Redazione esteri – Dieci mesi dopo aver annunciato la nomina dell’ex parlamentare del Pdl Fiamma Nirenstein come ambasciatore di Israele a Roma, il premier Benjamin Netanyahu ha dovuto cambiare candidato, dopo il suo “passo indietro per motivi personali”. Sulla poltrona di ambasciatore nella elegante sede dei Parioli a Roma siederà Ofer Sachs, attuale direttore dell’Istituto israeliano per l’esportazione. Un’altra nomina politica dunque, che lascia l’amaro in bocca nel Ministero degli Esteri perché è la decima scelta fatta fuori dei ranghi diplomatici. Il premier Netanyahu che mantiene nelle sue mani – insieme a molti altri – anche l’interim del ministero degli Esteri – ha redistribuito consolati e ambasciate a amici, sostenitori e alleati in maniera quasi scientifica. Per esempio nel suo ruolo di Ministro degli Esteri può nominare direttamente Ofer Sachs ambasciatore e come Ministro dell’Economia può nominare il suo successore all’Istituto per l’esportazione, che sarà il direttore generale del Likud, il suo partito.

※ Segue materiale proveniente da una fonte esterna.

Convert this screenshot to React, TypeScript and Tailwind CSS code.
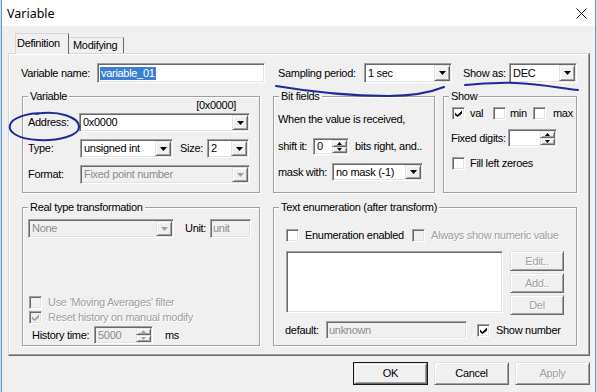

Per mesi il premier ha finto di ignorare l’evidente conflitto di interessi nella nomina di Fiamma Nirenstein e le divisioni che aveva suscitato fin dal suo annuncio dato, con largo anticipo, lo scorso settembre. Non solo la comunità ebraica romana aveva mostrato perplessità direttamente al presidente Reuven Rivlin durante una sua visita nella capitale, ma anche da Palazzo Chigi in via informale era stata espressa qualche perplessità. Una nomina che aveva suscitato anche molti mugugni nel ministero degli Esteri israeliano, dove si trovava davvero singolare la scelta di una signora che al momento di assumere l’incarico avrebbe superato di almeno 6 anni l’età pensionabile. Rilievi che Netanyahu ha finto di ignorare per mesi confermando la sua scelta fino a tre settimane fa, quando Haaretz scavando nel lavoro di giornalista della Nirenstein “trovò” un articolo del 1996 molto critico nei confronti della signora Sara Netanyahu, una donna inadeguata, piena di manie e fissazioni, «un mostro vestito da First Lady». Giudizi di venti anni fa, ma che si sono rivelati imbarazzanti per l’ambasciatore designato. Tutti sanno a Gerusalemme che Bibi può anche perdonare ma Sara no. Chi tocca muore. Lo sanno parlamentari, ministri, ad di grandi company, candidati alla presidenza. Anche un capo del Mossad ne ha pagato il prezzo. Il passo indietro della Nirenstein non appare – secondo i ben informati a Gerusalemme – legato alle tensioni che si erano create attorno alla sua nomina ma all’ira di Sara su quei giudizi espressi in anni lontani.
Una vicenda che svela ancora una volta il massimo potere discrezionale che il premier sta usando, in una forma – ha scritto nel fondo l’altro giorno Yedioth Aaronoth – «che rappresenta più una monarchia assoluta che una democrazia parlamentare». Ma “King Bibi” non sembra curarsene, così come in questi giorni finge di ignorare la battaglia in corso fra il Controllore generale dello Stato Joseph Shapira e il Procuratore generale Madelbilt. Motivo dello scontro i “Bibi Tours”, i viaggi che il premier allora Ministro delle Finanze faceva intorno al mondo con la moglie Sara e un largo seguito. Viaggi pagati da un Fondo di investimento ebraico americano. Senza mezze parole Shapira ha invitato il Procuratore generale a procedere rapidamente sulle investigazioni e se
del caso procedere prima che scadano i termini giudiziari. Mandelbilt che ha assunto l’incarico di Procuratore da pochi mesi, si trova in un certo imbarazzo perché in passato è stato avvocato della famiglia Netanyahu. Un’altra scelta “strategica” di Netanyahu.